「先生、きれいですね」
授業中、各自が練習問題をしているのを見回ってるとき
ある学生が言った。
え〜、そんなぁ〜、ちょっとー、ジェシカさ〜ん、
嬉しいこと言ってくれるじゃないぃ〜
ふいの言葉に、内心ニヤニヤ にやけていたら
「とてもきれいですね」
目線を窓のほうにうながしながら、ジェシカさんが再度言った。
「山、きれいです」
(ああ〜窓の外の景色のことね )
思わず喜んじゃったじゃないさ、ちぇーっと心の中で思いながら(自意識過剰 笑)
そうですね。

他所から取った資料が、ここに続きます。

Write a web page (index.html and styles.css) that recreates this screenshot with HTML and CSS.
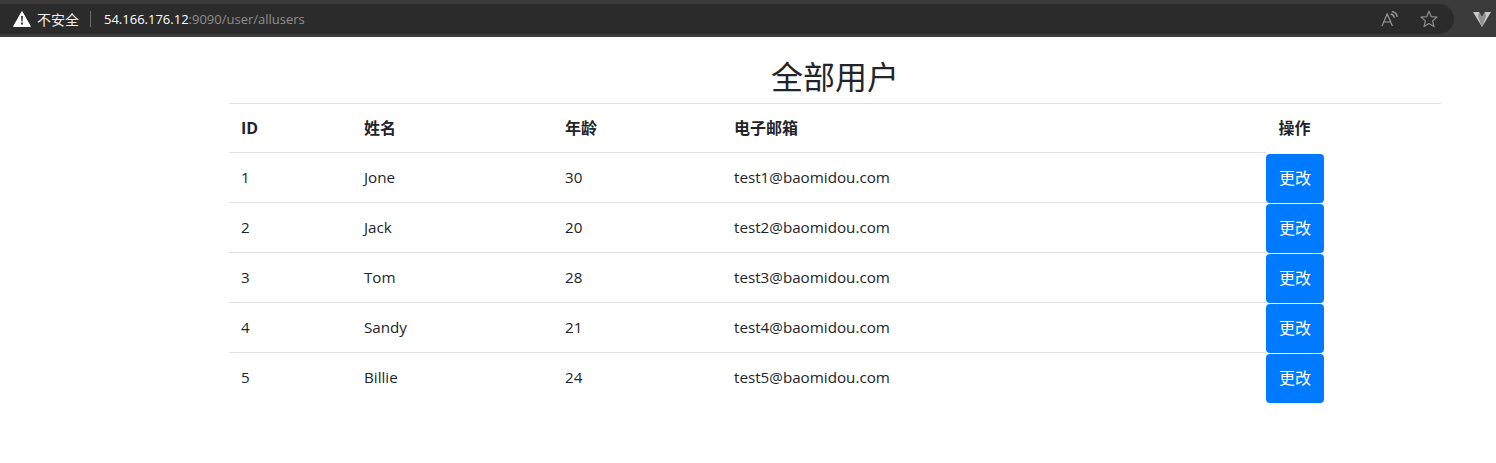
FILE: index.html
```html
<!DOCTYPE html>
<html lang="zh-CN">
<head>
<meta charset="utf-8">
<title>全部用户</title>
<link rel="stylesheet" href="styles.css">
</head>
<body>
<header class="browser">
  <div class="omnibox">
    <div class="site">
      <svg class="warn" width="18" height="16" viewBox="0 0 18 16"><path d="M9 .6 17.4 15.4H.6Z" fill="#fff" stroke="#fff" stroke-linejoin="round"/><path d="M8.1 5h1.8l-.3 5.6H8.4ZM8.1 11.6h1.8v1.8H8.1Z" fill="#2b2b2b"/></svg>
      <span class="insecure">不安全</span>
    </div>
    <span class="divider"></span>
    <span class="url"><span class="host">54.166.176.12</span>:9090/user/allusers</span>
    <div class="tools">
      <svg width="18" height="16" viewBox="0 0 18 16" fill="none" stroke="#999" stroke-width="1.2"><path d="M1 15 6.2 3 11.4 15M3 11h6.6"/><path d="M9.6 3c2 .2 3.4 1.6 3.8 3.6M10.8.6c3 .3 5 2.4 5.4 5.2" stroke-width="1.4"/></svg>
      <svg width="18" height="18" viewBox="0 0 18 18" fill="none" stroke="#8f8f8f" stroke-width="1.2" stroke-linejoin="round"><path d="M9 1.2 11.2 6.6 17 7.1 12.6 10.9 14 16.6 9 13.6 4 16.6 5.4 10.9 1 7.1 6.8 6.6Z"/></svg>
    </div>
  </div>
  <svg class="brand" width="18" height="15" viewBox="0 0 18 15"><path d="M0 0H6L9 5 12 0H18L9 15Z" fill="#c8c8c8"/><path d="M6 0 9 5 12 0 13 4 9 15 5 4Z" fill="#8f8f8f"/></svg>
</header>
<main class="page">
  <h1 class="title">全部用户</h1>
  <table class="users">
    <colgroup>
      <col class="c-id"><col class="c-name"><col class="c-age"><col class="c-email"><col class="c-act">
    </colgroup>
    <thead>
      <tr><th class="id-head">ID</th><th>姓名</th><th>年龄</th><th>电子邮箱</th><th class="act-head">操作</th></tr>
    </thead>
    <tbody>
      <tr><td>1</td><td>Jone</td><td>30</td><td>test1@baomidou.com</td><td class="act"><button class="btn">更改</button></td></tr>
      <tr><td>2</td><td>Jack</td><td>20</td><td>test2@baomidou.com</td><td class="act"><button class="btn">更改</button></td></tr>
      <tr><td>3</td><td>Tom</td><td>28</td><td>test3@baomidou.com</td><td class="act"><button class="btn">更改</button></td></tr>
      <tr><td>4</td><td>Sandy</td><td>21</td><td>test4@baomidou.com</td><td class="act"><button class="btn">更改</button></td></tr>
      <tr><td>5</td><td>Billie</td><td>24</td><td>test5@baomidou.com</td><td class="act"><button class="btn">更改</button></td></tr>
    </tbody>
  </table>
</main>
</body>
</html>
```
FILE: styles.css
```css
* { box-sizing: border-box; }
html, body { margin: 0; background: #fff; }
body {
  font-family: "Open Sans", "Noto Sans CJK SC", sans-serif;
  font-size: 15.2px;
  color: #212529;
  height: 463px;
  overflow: hidden;
}
.browser {
  height: 37px;
  background: #3b3b3b;
  display: flex;
  align-items: center;
  padding: 1px 0 0;
}
.omnibox {
  width: 1454px;
  height: 30px;
  background: #2b2b2b;
  border-radius: 0 15px 15px 0;
  display: flex;
  align-items: center;
  padding: 0 16px 0 13px;
  font-size: 13px;
  flex: none;
}
.site { display: flex; align-items: center; gap: 6px; color: #fff; }
.warn { flex: none; }
.insecure { font-family: "Noto Sans CJK SC", sans-serif; font-size: 14px; color: #f0f0f0; }
.divider { width: 1px; height: 16px; background: #6a6a6a; margin: 0 13px 0 11px; }
.url { color: #8f8f8f; font-family: "Open Sans", sans-serif; font-size: 13px; }
.host { color: #fff; }
.tools { margin-left: auto; display: flex; align-items: center; gap: 21px; }
.brand { margin-left: 19px; flex: none; }
.page { margin: 0 55px 0 229px; }
.title {
  margin: 0;
  height: 67px;
  padding-top: 16px;
  font-size: 32px;
  line-height: 48px;
  font-weight: 400;
  text-align: center;
  border-bottom: 1px solid #dee2e6;
}
.users { table-layout: fixed; width: 1095px; border-collapse: separate; border-spacing: 0; }
.c-id { width: 123px; }
.c-name { width: 201px; }
.c-age { width: 169px; }
.c-email { width: 544px; }
.c-act { width: 58px; }
.users th, .users td {
  padding: 0 12px 2px;
  height: 50px;
  text-align: left;
  vertical-align: middle;
  border-bottom: 1px solid #dee2e6;
}
.users th { height: 49px; padding-bottom: 3px; font-size: 16px; font-weight: 700; }
.users .id-head { padding-bottom: 1px; }
.users tbody tr:last-child td { border-bottom: 0; }
.users .act-head { text-align: center; border-bottom: 0; padding: 0 1px 3px 0; }
.users .act { padding: 0; border-bottom: 0; vertical-align: top; }
.btn {
  display: block;
  width: 58px;
  height: 49px;
  margin-top: 1px;
  padding: 0 0 3px;
  border: 0;
  border-radius: 4px;
  background: #007bff;
  color: #fff;
  font: 16px "Noto Sans CJK SC", sans-serif;
}
```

雪がまだ少しあって、きれいですね。
と答えたら
学習したばかりの「きれい」という形容詞を使って日本語で私とやりとりができたことが嬉しかったようで
ジェシカさんはにっこり、とびきりのスマイルをみせた。
今学期から教えることになったこの大学は、シアトルダウンタウンのど真ん中にある。
日本語の教室からは上の写真のように「スペースニードル」が見えるし
キャンパスからはこのように高層ビル街が見えたりする。
今まで教えてきた大学は、高級住宅地域の中にあるキャンパスだったので
学生も大半が裕福な家の子や留学生で
まだ親のスネをかじりながら学生してるという子が少なくなかった。
が、今回の街中の大学は
自分で働きながら学費をはらって学校に来てるという子が多い。
キャンパスがダウンタウンにあるので、交通の便が良く
車を持っていなくてもバスで通学できるという利点がある。
がそれは 逆に言うと
車を買う経済的余裕がない子が多いということでもある。
「最新の設備が整った近代的な学校」という雰囲気ではないが、
古びた石造りの建物がなんともいえない趣を醸し出していて、私はそれが気にっている。
日本語の教室がある「Fine Arts」のビル。
今までの大学は外国語のチョイスが
「日本語」「スペイン語」「フランス語」「ドイツ語」「イタリア語」「アラビア語」「中国語」と7つもあった。
それと比較すると、今回の大学は
「日本語」「スペイン語」「フランス語」の 3つしかチョイスがなく
学科としては小さいほうだ。
でも、日本語を選択してやってくる学生を見ていると
どの大学もさほど変わらないなあ〜と感じる。
変わらずみんな同じようなところで苦労し、つまづき
それでも頑張って必死に勉強している姿は みんな同じく可愛い。
2月も終わりに近づき、今学期は残すところあと3週間。
今回「Japanese 2(2学期目の日本語)」で担当したこの子たちとは、来学期も「Japanese 3」でつき合うことになりそうだ。
「日本語は、どうですか?」と人に聞かれたら
今学期学習した 形容詞を使って
「たいへんです」とか
「すごくむずかしいです」 よりは、
「おもしろいです」とか
「とてもたのしいです」 と言ってくれる学生が
ひとりでも増えるように、、、
少しでも良い授業をしようと、ひたすらデスクに向かってしまう
相変わらずの週末でありました。